It is only when Jaime reveals the truth to him on the night of his escape from his execution that Tyrion fully realizes the reality of what happened, including his father forcing him to participate in a brutal gang rape of his own wife.

No one forced Tyrion, by his own admission he could have said no. He chose to participate because of the how fucked up their society is.

It is possible Tyrion has raped many of the women he has paid to sleep with. Given he's the son of the most powerful Lord in the realm and he sends out armed men to bring him whores it is possible that many women, like Tysha or the women he sleeps with in ADWD, have no choice in the matter.

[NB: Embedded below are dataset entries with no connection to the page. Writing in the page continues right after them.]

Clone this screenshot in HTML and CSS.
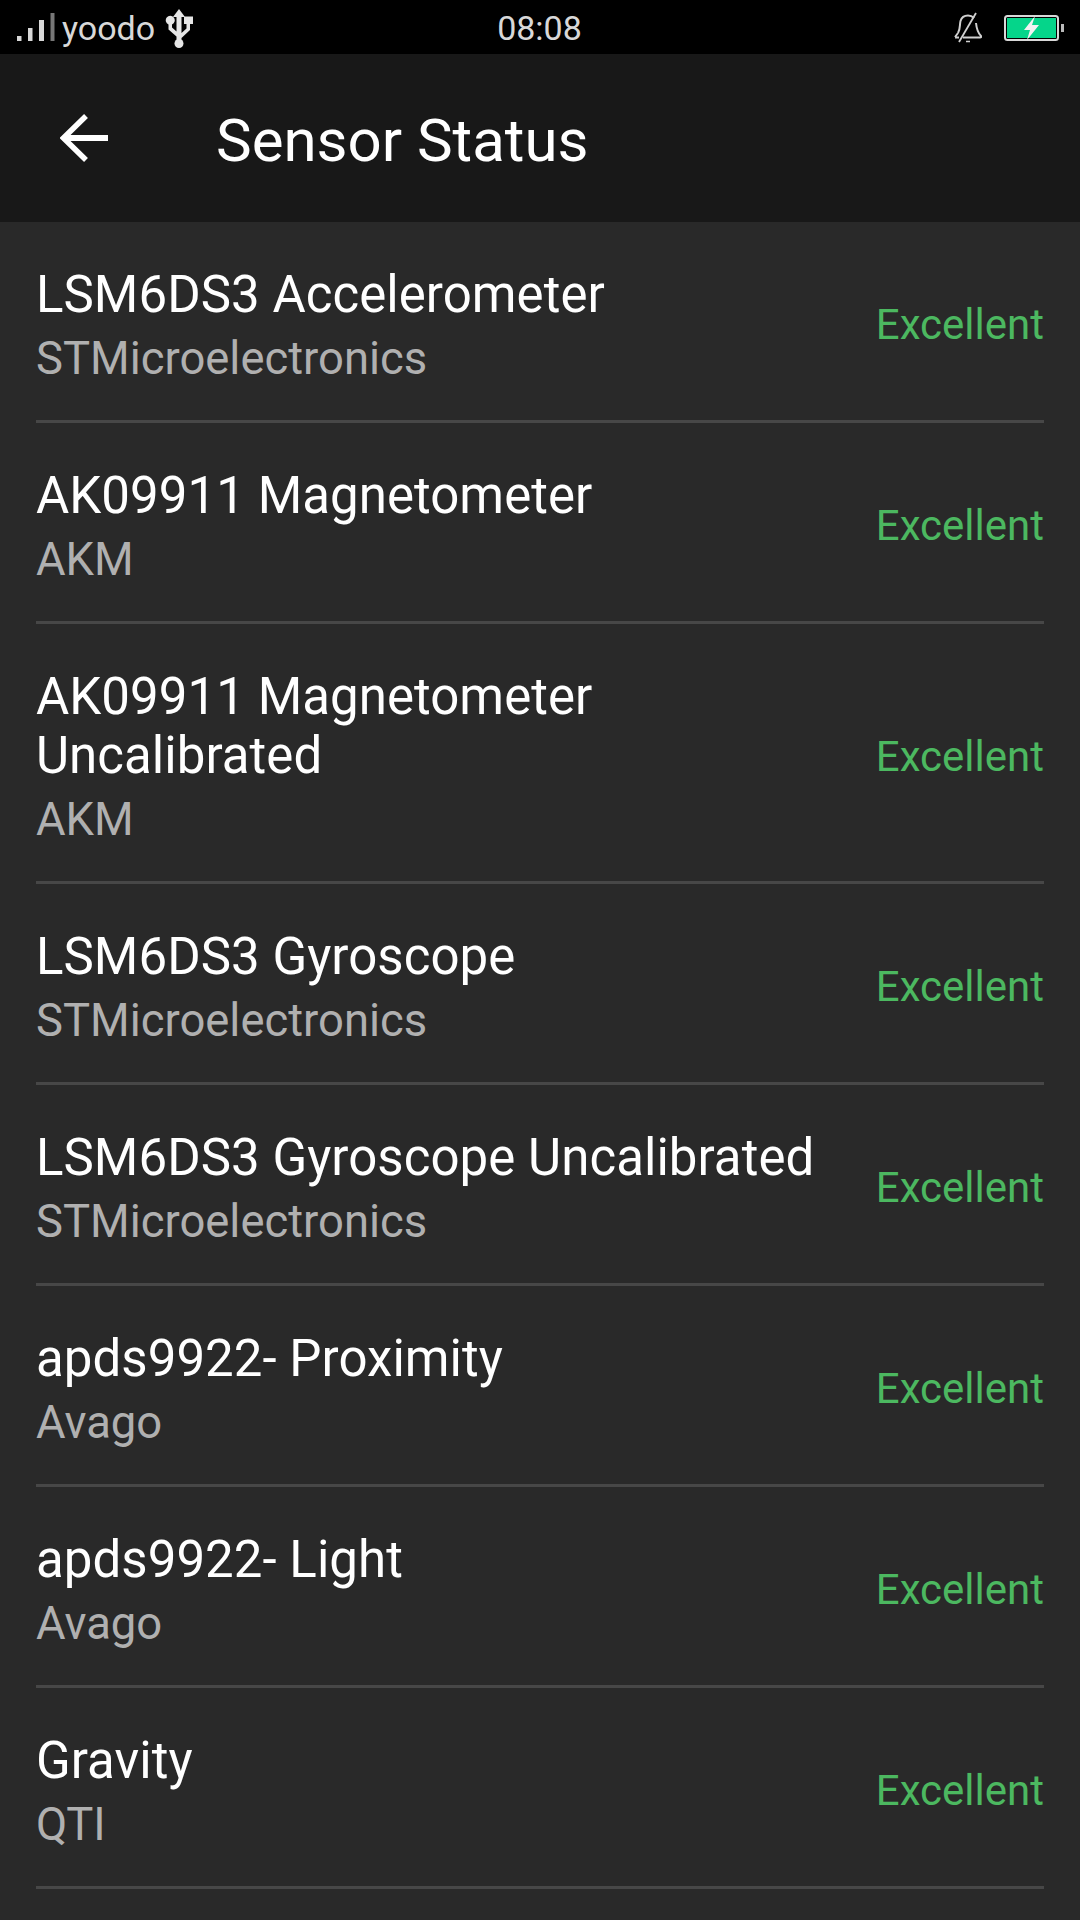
FILE: index.html
```html
<!DOCTYPE html>
<html lang="en">
<head>
<meta charset="utf-8">
<title>Sensor Status</title>
<link rel="stylesheet" href="styles.css">
</head>
<body>
<div class="status">
  <div class="status-left">
    <svg class="signal" width="38" height="30" viewBox="0 0 38 30">
      <rect x="0" y="23" width="4.500" height="5" fill="#d8d8d8"/>
      <rect x="11" y="15" width="4.500" height="13" fill="#d8d8d8"/>
      <rect x="22" y="7" width="5" height="21" fill="#d8d8d8"/>
      <rect x="33.500" y="0" width="4" height="28" fill="#777"/>
    </svg>
    <span class="carrier">yoodo</span>
    <svg class="usb" width="28" height="39" viewBox="0 0 28 39">
      <path d="M14 0 L20 8 H16.500 V24 L21.500 19.500 V15 H19 V7.500 H28 V15 H25 V21 L16.500 29 V32 H11.500 V27.500 L3.500 20.500 V15.500 A4.500 4.500 0 1 1 7 15.500 V18.500 L11.500 22.500 V8 H8 Z" fill="#e6e6e6"/>
      <circle cx="14" cy="34.500" r="4.500" fill="#e6e6e6"/>
    </svg>
  </div>
  <div class="clock">08:08</div>
  <div class="status-right">
    <svg class="bell" width="28" height="32" viewBox="0 0 28 32" fill="none" stroke="#d0d0d0" stroke-width="2">
      <path d="M4 21 C6.500 17 5.500 13 6.500 9 C7.500 5.500 10.500 3.500 14 3.500 C16.500 3.500 18.500 4.500 20 6"/>
      <path d="M22 11 C22.500 16 23 20 27 24 C27.500 25 27 25.500 26 25.500 H9"/>
      <path d="M1 25.500 H5 M1 25 L4 21"/>
      <path d="M22 1 L5 30" stroke-width="1.800"/>
      <path d="M12 29.500 H16" stroke-width="1.500"/>
    </svg>
    <svg class="battery" width="60" height="26" viewBox="0 0 60 26">
      <rect x="1" y="1" width="53" height="24" rx="2.500" fill="none" stroke="#d8d8d8" stroke-width="2"/>
      <rect x="3" y="3" width="49" height="20" fill="#05d58a"/>
      <rect x="57" y="9" width="3" height="8" fill="#bbb"/>
      <path d="M31 1 L20 15 H26 L23 25 L35 10 H28 Z" fill="#f2f2f2"/>
    </svg>
  </div>
</div>
<header class="toolbar">
  <svg class="back" width="48" height="48" viewBox="0 0 48 48" fill="none" stroke="#fff" stroke-width="6">
    <path d="M3 24 H48"/>
    <path d="M26 2 L3.500 24 L26 46" stroke-width="5.500"/>
  </svg>
  <h1 class="title">Sensor Status</h1>
</header>
<main class="list">
  <div class="row"><div class="info"><div class="name">LSM6DS3 Accelerometer</div><div class="vendor">STMicroelectronics</div></div><div class="state">Excellent</div></div>
  <div class="row"><div class="info"><div class="name">AK09911 Magnetometer</div><div class="vendor">AKM</div></div><div class="state">Excellent</div></div>
  <div class="row"><div class="info"><div class="name">AK09911 Magnetometer Uncalibrated</div><div class="vendor">AKM</div></div><div class="state">Excellent</div></div>
  <div class="row"><div class="info"><div class="name">LSM6DS3 Gyroscope</div><div class="vendor">STMicroelectronics</div></div><div class="state">Excellent</div></div>
  <div class="row"><div class="info"><div class="name">LSM6DS3 Gyroscope Uncalibrated</div><div class="vendor">STMicroelectronics</div></div><div class="state">Excellent</div></div>
  <div class="row"><div class="info"><div class="name">apds9922- Proximity</div><div class="vendor">Avago</div></div><div class="state">Excellent</div></div>
  <div class="row"><div class="info"><div class="name">apds9922- Light</div><div class="vendor">Avago</div></div><div class="state">Excellent</div></div>
  <div class="row"><div class="info"><div class="name">Gravity</div><div class="vendor">QTI</div></div><div class="state">Excellent</div></div>
</main>
</body>
</html>
```
FILE: styles.css
```css
* { box-sizing: border-box; }
html, body { margin: 0; padding: 0; }
body {
  width: 1080px;
  height: 1920px;
  overflow: hidden;
  background: #292929;
  font-family: Roboto, sans-serif;
  color: #fff;
}
.status {
  height: 54px;
  background: #000;
  display: grid;
  grid-template-columns: 1fr auto 1fr;
  align-items: center;
  padding: 0 16px 0 17px;
  color: #d8d8d8;
}
.status-left { display: flex; align-items: center; }
.signal { margin-right: 7px; }
.carrier { font-size: 34px; line-height: 54px; }
.usb { margin-left: 10px; }
.clock { font-size: 34px; line-height: 56px; margin-left: -2px; }
.status-right { display: flex; align-items: center; justify-content: flex-end; gap: 22px; }
.toolbar {
  height: 168px;
  background: #181818;
  display: flex;
  align-items: center;
  padding-left: 60px;
}
.back { flex: none; }
.title {
  margin: 6px 0 0 108px;
  font-size: 60px;
  font-weight: 400;
  line-height: 64px;
}
.list { padding: 0 36px; }
.row {
  display: flex;
  align-items: center;
  justify-content: space-between;
  padding: 43px 0 32px;
  border-bottom: 3px solid #474747;
}
.info { width: 800px; }
.name { font-size: 51px; line-height: 59px; letter-spacing: 0.05px; }
.vendor { font-size: 45.4px; line-height: 59px; margin-top: 5px; color: #b0b0b0; }
.state { font-size: 42px; color: #4cb860; margin-bottom: 4px; }
```
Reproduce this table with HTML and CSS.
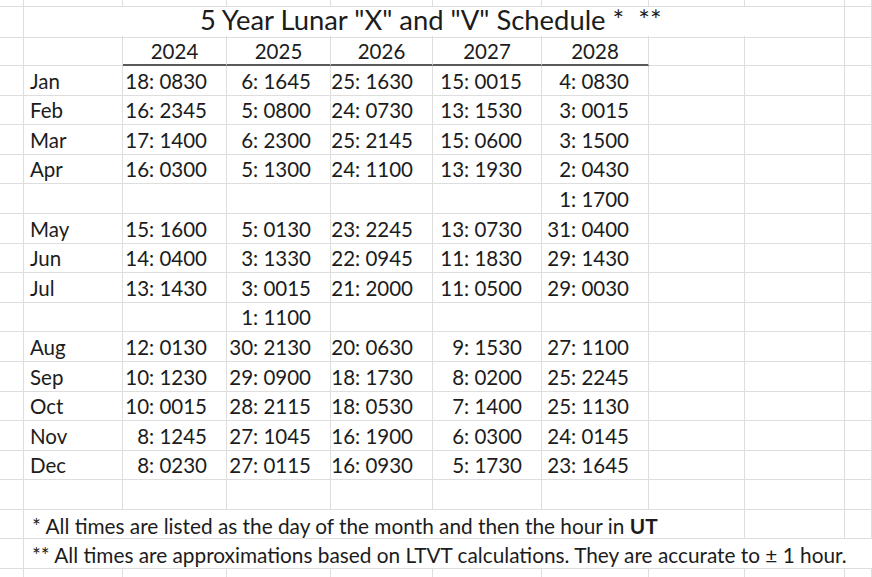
FILE: index.html
```html
<!DOCTYPE html>
<html>
<head>
<meta charset="utf-8">
<link rel="stylesheet" href="styles.css">
</head>
<body>
<div class="sheet">
  <div class="row top"><div class="c"></div><div class="c"></div><div class="c"></div><div class="c"></div><div class="c"></div><div class="c"></div><div class="c"></div><div class="c"></div><div class="c"></div><div class="c"></div></div>
  <div class="row"><div class="c"></div><div class="c title span8">5 Year Lunar "X" and "V" Schedule *&nbsp;&nbsp;**</div><div class="c"></div></div>
  <div class="row"><div class="c"></div><div class="c"></div><div class="c yr">2024</div><div class="c yr">2025</div><div class="c yr">2026</div><div class="c yr">2027</div><div class="c yr">2028</div><div class="c"></div><div class="c"></div><div class="c"></div></div>
  <div class="row"><div class="c"></div><div class="c mo">Jan</div><div class="c v">18: 0830</div><div class="c v">6: 1645</div><div class="c v">25: 1630</div><div class="c v">15: 0015</div><div class="c v">4: 0830</div><div class="c"></div><div class="c"></div><div class="c"></div></div>
  <div class="row"><div class="c"></div><div class="c mo">Feb</div><div class="c v">16: 2345</div><div class="c v">5: 0800</div><div class="c v">24: 0730</div><div class="c v">13: 1530</div><div class="c v">3: 0015</div><div class="c"></div><div class="c"></div><div class="c"></div></div>
  <div class="row"><div class="c"></div><div class="c mo">Mar</div><div class="c v">17: 1400</div><div class="c v">6: 2300</div><div class="c v">25: 2145</div><div class="c v">15: 0600</div><div class="c v">3: 1500</div><div class="c"></div><div class="c"></div><div class="c"></div></div>
  <div class="row"><div class="c"></div><div class="c mo">Apr</div><div class="c v">16: 0300</div><div class="c v">5: 1300</div><div class="c v">24: 1100</div><div class="c v">13: 1930</div><div class="c v">2: 0430</div><div class="c"></div><div class="c"></div><div class="c"></div></div>
  <div class="row"><div class="c"></div><div class="c mo"></div><div class="c v"></div><div class="c v"></div><div class="c v"></div><div class="c v"></div><div class="c v">1: 1700</div><div class="c"></div><div class="c"></div><div class="c"></div></div>
  <div class="row"><div class="c"></div><div class="c mo">May</div><div class="c v">15: 1600</div><div class="c v">5: 0130</div><div class="c v">23: 2245</div><div class="c v">13: 0730</div><div class="c v">31: 0400</div><div class="c"></div><div class="c"></div><div class="c"></div></div>
  <div class="row"><div class="c"></div><div class="c mo">Jun</div><div class="c v">14: 0400</div><div class="c v">3: 1330</div><div class="c v">22: 0945</div><div class="c v">11: 1830</div><div class="c v">29: 1430</div><div class="c"></div><div class="c"></div><div class="c"></div></div>
  <div class="row"><div class="c"></div><div class="c mo">Jul</div><div class="c v">13: 1430</div><div class="c v">3: 0015</div><div class="c v">21: 2000</div><div class="c v">11: 0500</div><div class="c v">29: 0030</div><div class="c"></div><div class="c"></div><div class="c"></div></div>
  <div class="row"><div class="c"></div><div class="c mo"></div><div class="c v"></div><div class="c v">1: 1100</div><div class="c v"></div><div class="c v"></div><div class="c v"></div><div class="c"></div><div class="c"></div><div class="c"></div></div>
  <div class="row"><div class="c"></div><div class="c mo">Aug</div><div class="c v">12: 0130</div><div class="c v">30: 2130</div><div class="c v">20: 0630</div><div class="c v">9: 1530</div><div class="c v">27: 1100</div><div class="c"></div><div class="c"></div><div class="c"></div></div>
  <div class="row"><div class="c"></div><div class="c mo">Sep</div><div class="c v">10: 1230</div><div class="c v">29: 0900</div><div class="c v">18: 1730</div><div class="c v">8: 0200</div><div class="c v">25: 2245</div><div class="c"></div><div class="c"></div><div class="c"></div></div>
  <div class="row"><div class="c"></div><div class="c mo">Oct</div><div class="c v">10: 0015</div><div class="c v">28: 2115</div><div class="c v">18: 0530</div><div class="c v">7: 1400</div><div class="c v">25: 1130</div><div class="c"></div><div class="c"></div><div class="c"></div></div>
  <div class="row"><div class="c"></div><div class="c mo">Nov</div><div class="c v">8: 1245</div><div class="c v">27: 1045</div><div class="c v">16: 1900</div><div class="c v">6: 0300</div><div class="c v">24: 0145</div><div class="c"></div><div class="c"></div><div class="c"></div></div>
  <div class="row"><div class="c"></div><div class="c mo">Dec</div><div class="c v">8: 0230</div><div class="c v">27: 0115</div><div class="c v">16: 0930</div><div class="c v">5: 1730</div><div class="c v">23: 1645</div><div class="c"></div><div class="c"></div><div class="c"></div></div>
  <div class="row"><div class="c"></div><div class="c"></div><div class="c"></div><div class="c"></div><div class="c"></div><div class="c"></div><div class="c"></div><div class="c"></div><div class="c"></div><div class="c"></div></div>
  <div class="row"><div class="c"></div><div class="c note span7">* All times are listed as the day of the month and then the hour in <b>UT</b></div><div class="c"></div><div class="c"></div></div>
  <div class="row"><div class="c"></div><div class="c note span9">** All times are approximations based on LTVT calculations. They are accurate to ± 1 hour.</div></div>
  <div class="row"><div class="c"></div><div class="c"></div><div class="c"></div><div class="c"></div><div class="c"></div><div class="c"></div><div class="c"></div><div class="c"></div><div class="c"></div><div class="c"></div></div>
</div>
</body>
</html>
```

FILE: styles.css
```css
html, body {
  margin: 0;
  padding: 0;
  background: #ffffff;
}
.sheet {
  width: 872px;
  height: 577px;
  overflow: hidden;
  font-family: Lato, "Open Sans", sans-serif;
  color: #1c1c1c;
}
.row {
  display: grid;
  grid-template-columns: 24px 99px 104px 104px 102px 109px 107px 96px 100px 1fr;
  height: 29.6px;
}
.row.top {
  height: 6.8px;
}
.c {
  box-sizing: border-box;
  border-right: 1px solid #dedede;
  border-bottom: 1px solid #dedede;
  display: flex;
  align-items: flex-end;
  font-size: 20.5px;
  line-height: 20px;
  padding-bottom: 4px;
  white-space: nowrap;
  min-width: 0;
}
.top .c {
  padding-bottom: 0;
}
.span7 { grid-column: span 7; }
.span8 { grid-column: span 8; }
.span9 { grid-column: span 9; border-right: none; }
.title {
  font-size: 27.4px;
  line-height: 26px;
  padding-left: 176px;
  padding-bottom: 4px;
}
.yr {
  justify-content: center;
  border-bottom: 2px solid #5a5a5a;
  padding-bottom: 3px;
}
.mo {
  padding-left: 6px;
}
.v {
  justify-content: flex-end;
  padding-right: 19px;
}
.note {
  display: block;
  font-size: 20.8px;
  line-height: 21px;
  padding-left: 8px;
  padding-top: 5px;
  padding-bottom: 0;
}
.note b {
  font-weight: 700;
}
```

Tyrion's actions in ADWD are more shocking as a result, as past examples he could claim he was ignorant that such women like Tysha existed. But the revelation that Tysha was not a whore should have opened his eyes to the sex slave at Illyrio's and the whore with the whipped back he slept with.

Quote

There is indeed irony - and deception - in Tywin's statement. He knows he purposefully gave a order to rape Tysha, and is therefore quite capable of having given the order to rape Elia, but he also knows that this is something he has to hide from his son.

Not quite. There is an interview from GRRM with regard to this where he points out that from Tywin's perspective Tysha was a whore, as he thought no one could love his son.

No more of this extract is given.